Exercise brief ▸
Return the lines that follow, exactly as they appear, from the first through the one containing "import React from 'react';"; no pictures are to be included.

============================================================

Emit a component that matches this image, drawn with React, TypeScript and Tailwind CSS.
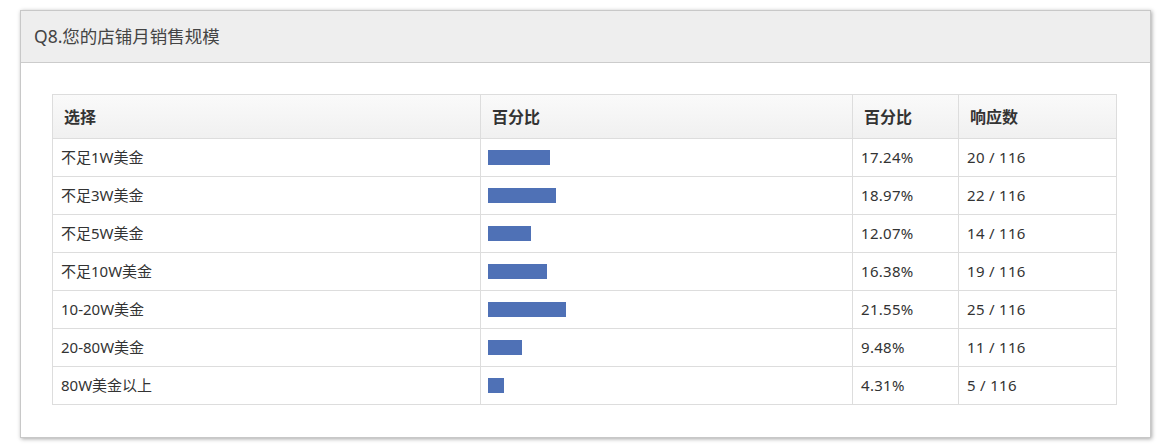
import React from 'react';

const rows = [
    { label: '不足1W美金', pct: 17.24, count: 20 },
    { label: '不足3W美金', pct: 18.97, count: 22 },
    { label: '不足5W美金', pct: 12.07, count: 14 },
    { label: '不足10W美金', pct: 16.38, count: 19 },
    { label: '10-20W美金', pct: 21.55, count: 25 },
    { label: '20-80W美金', pct: 9.48, count: 11 },
    { label: '80W美金以上', pct: 4.31, count: 5 },
];

export default function App() {
    return (
        <div
            className="w-[1167px] h-[447px] bg-white pt-[10px] pl-[20px] text-[#333]"
            style={{ fontFamily: '"Noto Sans", "Noto Sans CJK SC", sans-serif' }}
        >
            <div className="w-[1131px] bg-white border border-[#c8c8c8] shadow-[1px_1px_4px_rgba(0,0,0,0.35)]">
                {/* Question title */}
                <div className="h-[52px] bg-[#eeeeee] border-b border-[#cccccc] flex items-center pl-[13px] text-[17.5px] text-[#444]">
                    Q8.您的店铺月销售规模
                </div>

                <div className="pt-[31px] pb-[32px] pl-[31px] pr-[33px]">
                    <table className="w-full border-collapse text-[15px] table-fixed">
                        <colgroup>
                            <col className="w-[428px]" />
                            <col className="w-[372px]" />
                            <col className="w-[106px]" />
                            <col />
                        </colgroup>
                        <thead>
                            <tr className="h-[44px] bg-gradient-to-b from-[#fafafa] to-[#f0f0f0] text-[16px]">
                                <th className="border border-[#dddddd] text-left font-bold px-[11px]">选择</th>
                                <th className="border border-[#dddddd] text-left font-bold px-[11px]">百分比</th>
                                <th className="border border-[#dddddd] text-left font-bold px-[11px]">百分比</th>
                                <th className="border border-[#dddddd] text-left font-bold px-[11px]">响应数</th>
                            </tr>
                        </thead>
                        <tbody>
                            {rows.map((r) => (
                                <tr key={r.label} className="h-[38px]">
                                    <td className="border border-[#dddddd] px-[8px]">{r.label}</td>
                                    <td className="border border-[#dddddd] pl-[7px] pr-[8px]">
                                        <div className="h-[15px] bg-[#4f71b6]" style={{ width: `${Math.round(r.pct * 3.6)}px` }} />
                                    </td>
                                    <td className="border border-[#dddddd] px-[8px] tracking-[0.3px]">{r.pct.toFixed(2)}%</td>
                                    <td className="border border-[#dddddd] px-[8px] tracking-[0.3px]">{r.count} / 116</td>
                                </tr>
                            ))}
                        </tbody>
                    </table>
                </div>
            </div>
        </div>
    );
}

============================================================

Written answer ▸
Emit a component that matches this image, drawn with React, TypeScript and Tailwind CSS.
import React from 'react';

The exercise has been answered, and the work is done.